Paraplegia is a form of paralysis affecting the lower half of the body, commonly resulting from a spinal cord injury. This condition leads to a significant loss of motor function and sensation in the legs and sometimes the lower trunk. Understanding the physiological changes in the legs after such an injury helps grasp the daily realities faced by individuals with paraplegia. This article will explore the biological consequences, unexpected movements and sensations, associated health complications, and interventions designed to manage these changes.
The Physiological State of Paraplegic Legs
A spinal cord injury disrupts nerve signals between the brain and the lower body. When the spinal cord is damaged, messages that control voluntary movement and transmit sensory information are interrupted below the injury level. While leg muscles and tissues remain biologically alive, they lose their direct connection to the brain for conscious control and feeling.
Over time, this disconnection leads to disuse atrophy. The muscles in the legs, no longer receiving signals to contract or bear weight, begin to shrink and lose mass. This can result in a significant decrease in muscle cross-sectional area, sometimes by 18% to 46% within the first six weeks following the injury. Even with significant size reduction, their basic cellular structure can be maintained for many years.
Involuntary Movements and Sensations
Despite the loss of voluntary control, individuals with paraplegia often experience involuntary movements and sensations in their legs. One common manifestation is spasticity, characterized by uncontrolled muscle stiffness and spasms below the injury level.
Spasticity arises because reflexes within the spinal cord below the injury can no longer be properly regulated by the brain. Inhibitory messages that normally descend from the brain to temper these reflexes are blocked, leading to exaggerated and uncoordinated muscle responses. This can present as sudden, jerky movements, hyperactive reflexes, or persistent muscle tightness that makes movement difficult. This involuntary muscle activity begins around six weeks after the initial spinal cord injury.
Individuals may also experience abnormal sensations, known as neuropathic pain. This pain is not caused by physical damage to the leg itself but by misfiring signals from damaged nerves in the spinal cord. The brain misinterprets these aberrant nerve signals, resulting in sensations often described as burning, stabbing, tingling, or electric shock-like pains. These sensations can occur even in areas of the legs where normal touch or temperature sensation is absent.
Health Complications and Management
Immobility and reduced sensation associated with paraplegia can lead to health complications in the legs. Pressure sores, also known as decubitus ulcers, are a common concern. They develop when continuous pressure on the skin, particularly over bony areas like the sacrum, heels, or buttocks, restricts blood flow and causes tissue breakdown. Individuals with complete spinal cord injuries face a higher risk, with about 30% developing pressure ulcers compared to 10.5% in those with incomplete injuries.

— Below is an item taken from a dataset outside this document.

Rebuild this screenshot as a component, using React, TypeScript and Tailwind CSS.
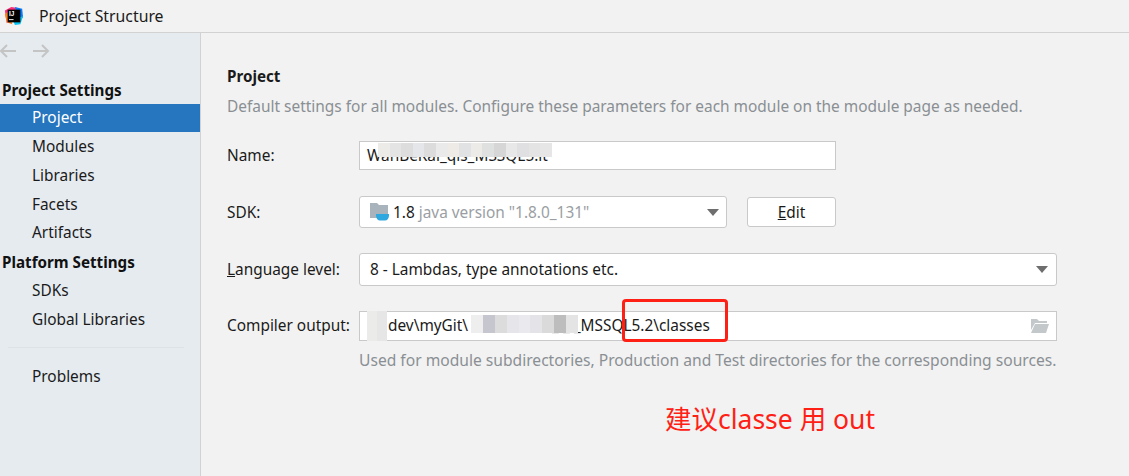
import type { ReactNode } from 'react'

const uiFont = { fontFamily: '"Noto Sans", "Noto Sans CJK SC", sans-serif' }

const sideItemClass = 'h-[29px] flex items-center pl-8 text-[15.4px] text-[#1a1a1a]'

function SideItem({ label }: { label: string }) {
  return <div className={sideItemClass}>{label}</div>
}

function SideGroup({ label }: { label: string }) {
  return <div className="h-[28px] flex items-center pl-0.5 text-[15.2px] font-bold text-[#111]">{label}</div>
}

function FieldRow({ label, children, rowClass }: { label: ReactNode; children: ReactNode; rowClass: string }) {
  return (
    <div className={`flex items-center ${rowClass}`}>
      <div className="w-[132px] shrink-0 text-[15.4px] text-[#1a1a1a]">{label}</div>
      {children}
    </div>
  )
}

// pixelated smudges that hide parts of the paths
function Smudge({ cells, className }: { cells: string[]; className: string }) {
  return (
    <div className={`absolute flex ${className}`}>
      {cells.map((c, i) => (
        <div key={i} className="flex-1 h-full" style={{ backgroundColor: c }} />
      ))}
    </div>
  )
}

function ComboArrow() {
  return <div className="w-0 h-0 border-x-[6px] border-x-transparent border-t-[7px] border-t-[#6e6e6e]" />
}

function AppLogo() {
  return (
    <svg width="20" height="20" viewBox="0 0 22 22" className="shrink-0">
      <polygon points="1,5 8,1 14,2 10,12 3,19" fill="#ff2d78" />
      <polygon points="1,9 6,5 9,20 3,18" fill="#fc801d" />
      <polygon points="12,1 20,3 21,13 15,12" fill="#087cfa" />
      <polygon points="10,16 21,11 18,20 12,21" fill="#07c3f2" />
      <rect x="4" y="4" width="14" height="14" fill="#000" />
      <text x="5.5" y="11" fontSize="7" fontWeight="700" fill="#fff" fontFamily="Liberation Sans, sans-serif">IJ</text>
      <rect x="5.5" y="14.5" width="5" height="1" fill="#fff" />
    </svg>
  )
}

function SdkIcon() {
  return (
    <svg width="20" height="18" viewBox="0 0 20 18" className="shrink-0">
      <path d="M0 0h7l2 2h9v13H0z" fill="#a8b3bb" />
      <path d="M6 11h13v1.500c0 3-2 5-4 5h-5c-2 0-4-2-4-5z" fill="#2fa8e0" />
    </svg>
  )
}

function OpenFolderIcon() {
  return (
    <svg width="20" height="14" viewBox="0 0 20 14">
      <path d="M1 0h6l2 2h8v2H5L1 11z" fill="#c3c8cb" />
      <path d="M5 5h14l-3 9H1z" fill="#c3c8cb" />
    </svg>
  )
}

export default function App() {
  return (
    <div className="relative w-[1129px] h-[476px] overflow-hidden bg-[#f2f2f2] flex flex-col" style={uiFont}>
      <div className="h-[33px] shrink-0 flex items-center pl-[4px] gap-[15px] border-b border-[#d2d2d2]">
        <AppLogo />
        <span className="pt-px text-[15.8px] text-[#1a1a1a]">Project Structure</span>
      </div>

      <div className="flex flex-1 min-h-0">
        <aside className="w-[201px] shrink-0 bg-[#e6ebf0] border-r border-[#d2d2d2] flex flex-col">
          <div className="h-[36px] flex items-center text-[#c4c4c4]">
            <svg width="52" height="14" viewBox="0 0 52 14" fill="none" stroke="currentColor" strokeWidth="2">
              <path d="M16 7H1M7 1L1 7l6 6" />
              <path d="M33 7h15M42 1l6 6-6 6" />
            </svg>
          </div>
          <div className="mt-[7px]">
            <SideGroup label="Project Settings" />
          </div>
          <div className="h-[28px] flex items-center pb-px pl-8 text-[15.4px] text-white bg-[#2675bf]">Project</div>
          <SideItem label="Modules" />
          <SideItem label="Libraries" />
          <SideItem label="Facets" />
          <div className="h-[29px] flex items-center pb-px pl-8 text-[15.4px] text-[#1a1a1a]">Artifacts</div>
          <SideGroup label="Platform Settings" />
          <SideItem label="SDKs" />
          <SideItem label="Global Libraries" />
          <div className="ml-2 mr-4 mt-[13px] mb-[14px] h-px bg-[#dde2e7]" />
          <SideItem label="Problems" />
        </aside>

        <main className="flex-1 min-w-0 pl-[26px] flex flex-col">
          <h1 className="mt-[32px] text-[15.2px] leading-[22px] font-bold text-[#1a1a1a]">Project</h1>
          <p className="mt-[8px] text-[15.44px] leading-[22px] text-[#8a8f94] whitespace-nowrap">
            Default settings for all modules. Configure these parameters for each module on the module page as needed.
          </p>

          <FieldRow label="Name:" rowClass="mt-[24px]">
            <div className="relative w-[477px] h-[29px] bg-white border border-[#c9c9c9] pl-[7px] flex items-center text-[15.4px] text-[#1a1a1a] overflow-hidden">
              WanBeKai_qis_MSSQL5.it
              <Smudge
                className="left-[18px] top-[1px] w-[174px] h-[14px]"
                cells={['#ecebe8', '#e4e4e4', '#dddddd', '#e4e6ea', '#dcdcdc', '#eaeaea', '#eeebe6', '#e0e2e4', '#ecebe8', '#dfe1e0', '#d6d6d6', '#e8e8e8', '#e0e0e2', '#e4e4e4', '#e6e6e6']}
              />
            </div>
          </FieldRow>

          <FieldRow label={<span className="block pt-px">SDK:</span>} rowClass="mt-[26px]">
            <div className="w-[368px] h-[32px] bg-white border border-[#c9c9c9] rounded-[3px] pl-[10px] pr-[7px] flex items-center text-[15.4px]">
              <SdkIcon />
              <span className="ml-[3px] pt-px text-[#1a1a1a]">1.8</span>
              <span className="ml-[4px] pt-px text-[#9a9ea3]">java version "1.8.0_131"</span>
              <div className="ml-auto"><ComboArrow /></div>
            </div>
            <button className="ml-[20px] w-[89px] h-[30px] pt-[2px] bg-white border border-[#c9c9c9] rounded-[3px] text-[15.4px] text-[#1a1a1a]">
              <span className="underline">E</span>dit
            </button>
          </FieldRow>

          <FieldRow label={<><span className="underline">L</span>anguage level:</>} rowClass="mt-[25px]">
            <div className="w-[698px] h-[33px] bg-white border border-[#c9c9c9] rounded-[3px] pl-[10px] pr-[8px] flex items-center text-[15.4px] text-[#1a1a1a]">
              8 - Lambdas, type annotations etc.
              <div className="ml-auto"><ComboArrow /></div>
            </div>
          </FieldRow>

          <FieldRow label="Compiler output:" rowClass="mt-[25px]">
            <div className="relative w-[698px] h-[30px] bg-white border border-[#c9c9c9] pl-[28px] pr-[6px] flex items-center text-[15.4px] text-[#1a1a1a]">
              <span>dev\myGit\</span>
              <span className="ml-[84px]">_ _ _MSSQL5.2\classes</span>
              <div className="ml-auto"><OpenFolderIcon /></div>
              <Smudge className="left-[7px] top-[-1px] w-[20px] h-[30px]" cells={['#ebebea', '#e6e6e6']} />
              <Smudge
                className="left-[111px] top-[3px] w-[107px] h-[18px]"
                cells={['#eeeeee', '#c6c6ce', '#dcdcdc', '#e6e6ea', '#eaeaee', '#e4e4e8', '#dadada', '#bdbdbd', '#e4e4e4']}
              />
            </div>
          </FieldRow>

          <p className="mt-[8px] ml-[132px] text-[15.62px] leading-[22px] text-[#8a8f94] whitespace-nowrap">
            Used for module subdirectories, Production and Test directories for the corresponding sources.
          </p>

          <p className="mt-[30px] ml-[438px] text-[26.5px] leading-[36px] text-[#ff2015] whitespace-nowrap">建议classe 用 out</p>
        </main>
      </div>

      <div className="absolute left-[622px] top-[299px] w-[106px] h-[43px] border-[3px] border-[#ff2015] rounded-[4px]" />
    </div>
  )
}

Deep vein thrombosis (DVT) is another complication, involving blood clot formation in the deep veins of the legs. Reduced movement leads to venous stasis, where blood pools in the lower limbs, increasing the risk of clot formation. Edema, or swelling, in the legs can also occur due to poor circulation.
Joint contractures, a shortening of muscles, tendons, or ligaments around a joint, limit its range of motion and can begin to develop as early as one week post-injury. These are caused by prolonged immobility, muscle imbalances, and spasticity. Management focuses on prevention, including regular repositioning schedules and diligent skin inspections to avoid pressure sores. Passive range-of-motion exercises, performed manually or with assistance, help maintain joint flexibility and prevent contractures. Anticoagulant medications and compression stockings may also be used to reduce the risk of deep vein thrombosis.
Therapeutic and Technological Interventions
Therapeutic and technological advancements offer ways to manage and improve the physiological state of paraplegic legs. Functional Electrical Stimulation (FES) is a widely used technique that applies low-level electrical currents to paralyzed nerves or muscles. Electrodes placed on the skin stimulate these nerves, causing muscles to contract.
FES helps maintain muscle mass, improve circulation, and can reduce spasticity and disuse atrophy. This technology can also enable functional activities, such as cycling on a stationary bike, by coordinating muscle contractions to produce movement. FES can contribute to improved muscle size, strength, range of motion, and bone density.
Beyond FES, assistive technologies like standing frames provide support for weight-bearing, which benefits bone health and circulation. Robotic exoskeletons represent another innovation. These wearable devices incorporate motors and sensors to provide powered assistance for leg movement. Exoskeletons enable individuals with paraplegia to stand, walk, turn, and in some cases, even climb stairs, by mimicking natural gait patterns. These systems can also positively influence spasticity, trunk control, and bladder and bowel function, offering a higher degree of independence and mobility.